2003年10月、改めてウィラポンに3度目の挑戦。この日はトリプル世界戦のメインとして試合が組まれた。この時西岡はWBC1位の指名挑戦者として対戦。しかし、試合は序盤からウィラポンペースで進み、西岡の決定打が出ないまま、試合が終わり、またしても引き分けで王座獲得ならず。
2004年3月、ウィラポンに4度目の挑戦。この日もトリプル世界戦だったが、メインどころか、タイトル戦では1番はじめに組まれていた。(ちなみにこの日は日本勢全滅)出だしはそこそこ良かったものの、3Rにウィラポンのヒッティングによる流血をしてから完全にウィラポンペースで試合が進み、12回判定で完敗した。ここでウィラポンを倒すという野望は終焉を迎える。
同年10月、スーパーバンタム級に階級を上げ、当時日本王者だった中島吉謙とのサバイバル戦で、7Rには打ち合いの末ダウンを奪う等、実力の違いを見せつけ勝利し、再起する。スーパーバンタム級に転向して5連勝し、勝っても負けても最後の世界挑戦の実現はそう遠くはないであろう。 戦績は28勝(16KO)4敗3分。
[編集] 最強王者ウィラポンとの4度の対決
西岡はウィラポンと計4度拳を交えている。初対決は2000年6月25日、地元兵庫で初挑戦。ダウンこそ無かったものの挑戦者としては相応しくない消極的なボクシングを展開、12R判定負け。ウィラポンとの力の差を痛感する。
2度目の挑戦は2001年9月1日、挫折を糧に成長を遂げた西岡は、4Rにウィラポンを左カウンターでぐらつかせる。しかし、中盤に強烈な右ストレートを浴び、出血する。この後徐々にウィラポンがペースを握っていき、更に西岡はバッティングによるカットで、両目の上をカットし(西岡自身、カットされるのは初であり、目に血が入って視界がぼやけてしまった。)、動きが鈍くなっていった。そして判定は、一人は西岡、一人はウィラポンを支持し、一人は引き分けとしており、3者3様の引き分けに終わった。

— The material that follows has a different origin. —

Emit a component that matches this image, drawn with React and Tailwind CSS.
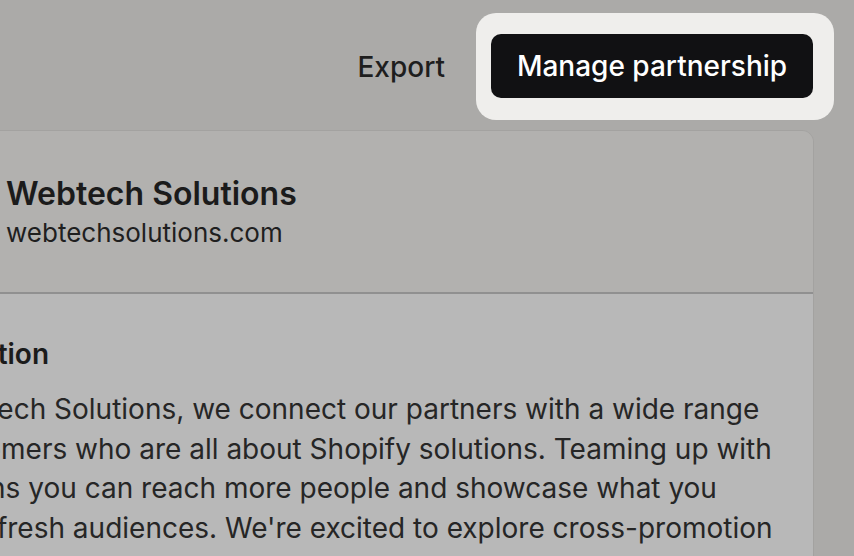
import React from "react";

const bodyLines = [
  "At Webtech Solutions, we connect our partners with a wide range",
  "of customers who are all about Shopify solutions. Teaming up with",
  "us means you can reach more people and showcase what you",
  "offer to fresh audiences. We're excited to explore cross-promotion",
];

export default function App() {
  return (
    <div
      className="w-[854px] h-[556px] overflow-hidden bg-[#abaaa8] text-[#1b1b1b]"
      style={{ fontFamily: "Inter, 'Noto Sans', sans-serif" }}
    >
      {/* Top actions */}
      <div className="flex items-center justify-end pt-[13px] pr-[20px]">
        <button className="mr-[31px] text-[28px] font-medium text-[#1e1e1e]">Export</button>
        <div className="rounded-[20px] bg-[#efeeec] pl-[15px] pr-[21px] pt-[21px] pb-[22px]">
          <button className="flex h-[64px] w-[322px] items-center justify-center rounded-[10px] bg-[#111113] text-[28px] font-medium text-white">
            Manage partnership
          </button>
        </div>
      </div>

      {/* Partner card */}
      <div className="mt-[10px] ml-[-140px] mr-[40px] overflow-hidden rounded-[12px] border border-[#a3a2a0]">
        <div className="flex h-[161px] items-center gap-[33px] bg-[#b2b1af] pl-[32px]">
          <div className="h-[80px] w-[80px] shrink-0 rounded-[12px] bg-[#9f9e9c]" />
          <div className="flex flex-col">
            <span className="text-[32px] font-semibold leading-[42px]">Webtech Solutions</span>
            <span className="text-[26px] leading-[36px] text-[#1f1f1f]">webtechsolutions.com</span>
          </div>
        </div>
        <div className="h-[2px] bg-[#909090]" />
        <div className="bg-[#b8b8b8] pl-[32px] pt-[40px] pb-[40px]">
          <h3 className="text-[28px] font-semibold leading-[40px]">Description</h3>
          <p className="mt-[16px] whitespace-nowrap text-[28px] leading-[39.5px] text-[#262626]">
            {bodyLines.map((line) => (
              <span key={line} className="block">
                {line}
              </span>
            ))}
          </p>
        </div>
      </div>
    </div>
  );
}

3度目の対決は2003年10月4日、アキレス腱断裂という重傷から復帰し、WBCランク1位の指名挑戦者として対戦。この試合では西岡にかつてウィラポンをダウン寸前に追い込んだ輝きはなく、挑戦者びいきともとれる判定もあって、またしても3者3様の引き分けとなった。最後の対決は2004年3月6日、3Rにウィラポンのヒッティングによる出血で完全に動きが落ちてしまった。最終12Rには、ふらふらになりながら戦っていた。大差判定でウィラポンの完勝し、この試合を最後に、西岡の因縁の対決は幕を閉じたのである。
その後、西岡の長年の野望だった打倒ウィラポンは、西岡と同じ兵庫県出身の長谷川穂積によって達成された。